The London-based Institute of Practitioners in Advertising (IPA) published a PDF titled Advertising in a Downturn: A Report of key findings from an IPA seminar (March 2008).

The report summarizes the presentations of four presenters.

Peter Walshe, Milward Brown

« Walshe presented data showing a strong correlation between market share and the level of ‘bonding’ – an aggregate measure of multiple brand-consumer relationship metrics. The clear implication being that if budget cutting results in a decline in ‘bonding’ then market share can be expected to decline »

« Further data was presented showing a strong relationship between the level of risk of loss of share and the key expenditure metric: share of voice (SOV) minus share of market (SOM), where share of voice is defined as a brand’s share of total category communications expenditure »

« Thus brands that cut their budget relative to competitors are at greater risk of share loss. »

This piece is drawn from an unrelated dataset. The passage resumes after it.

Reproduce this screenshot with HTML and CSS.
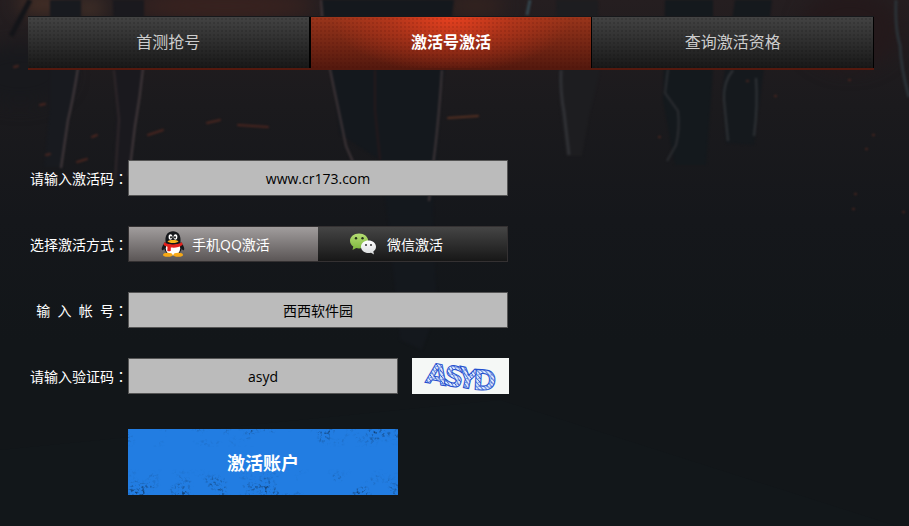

« It was observed that the level of risk was greater in some categories than others. Brands in categories that are more price-driven and where brands carry less importance to consumer choice (such as motor fuel, mineral water and apparel) are more susceptible to share loss when cutting budgets. Conversely, brands in categories where the reverse is true (such as luxury cars, financial services and fragrances) tend to be more resilient. »

Karl Weaver, Data2Decisons

« A typical brand case study was shown where the long-term element of payback was over four times greater than the short-term. The importance of this is considerable. Following a budget cut, a brand will continue to benefit from the marketing investment made over the previous few years. This will mitigate any short-term business effects, and will result in a dangerously misleading increase in short-term profitability. The longer-term business harm will be more considerable, but will not be noticed at first. »

« The long-term effects of two different budget-cutting scenarios were modelled for the brand. In the first scenario the budget was cut to zero for just one year and then returned to usual levels. In the second scenario the budget was halved for one year and then returned to usual levels. Sales recovery to pre-cut levels took five and three years respectively »

« Other dangers of common downturn behaviours were also identified. The diversion of communications expenditure into price promotions is a common response to downturn. The experience of widespread use of price promotions in the US automotive category illustrates how consumers quickly come to expect ‘incentives’. They therefore lose their efficiency as a generator of incremental sales and end up as a loss of profitability »

« Another widely overlooked impact of reduced brand communications expenditure is on price elasticity. Data was presented for a campaign that had reduced the price elasticity of the brand (i.e. the percentage change in volume for a one percent change in price) from -2.2 to -1.5. Such improvements often account for the majority of the profit impact of a successful campaign. By extension, the abandonment of communications is likely to result in the gradual increase in price elasticity and the growing need to reduce pricing to maintain volume. This may have a very damaging effect on profitability, but again one that is deceptively time-lagged. »

Keith Roberts, Malik PIMS (Profit Impact of Marketing Strategy)

« Essentially downturns provide a window of opportunity for cheap market share gain to brands that increase investment. »

Peter Field, IPA dataMINE

« An approximate rule-of-thumb finding was extracted from the analysis: that for every 10 points that SOV exceeds SOM a brand can expect to gain one point of market share per annum. The corollary of this is that a brand can expect to lose one point of market share for every ten points it allows its SOV to fall below its SOM. »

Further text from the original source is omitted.